Nasa’s Artemis mission plans to send a male and female astronaut to the moon by 2024.
British scientists are also developing a robotic drill to take samples of lunar soil from depths of up to a metre, as part of a Russian mission scheduled for 2025.
But where should they dig?
Permanently shadowed areas would still be the best bet, because water would be more protected from the sun’s rays there.
Another paper in Nature Astronomy suggests that these areas may be more numerous and accessible than previously assumed.
Using images from the Lunar Reconnaissance Orbiter, Paul Hayne, of the University of Colorado in Boulder, and colleagues mapped the distribution of smaller craters and areas of rough ground, and calculated that approximately 40,000 km2 of the lunar surface has the capacity to trap water.

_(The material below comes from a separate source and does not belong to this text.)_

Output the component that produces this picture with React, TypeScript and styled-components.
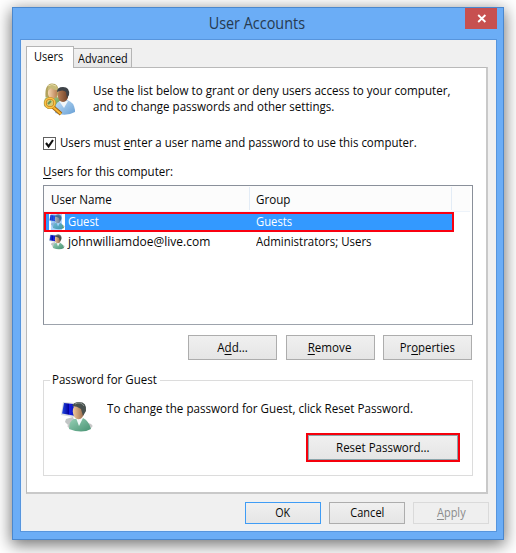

Although this still only represents 0.15% of the lunar surface, their existence may also reduce the risk of conflict between moon-faring nations.
“With billions of potential water reservoirs scattered over the polar regions, the focus should be shifted away from the handful of well-known large craters and towards the multitude of potential landing sites our study reveals,” Prof Hayne said.
Earlier in October, eight countries including the UK signed the Artemis Accords, a set of international agreements drawn up by the US, governing future exploration of the moon and exploitation of its resources.
“The accords pull together the existing norms of behaviour that we’ve established, such as recognition that exploration of the moon should be for peaceful purposes, that there should be transparency in operations, and data sharing, and so on,” said Christopher Newman, professor of space law and policy at Northumbria University, in Newcastle.
Other signatories are expected, but Russia is hesitant and China is prevented from signing because of ongoing trade disputes with the US.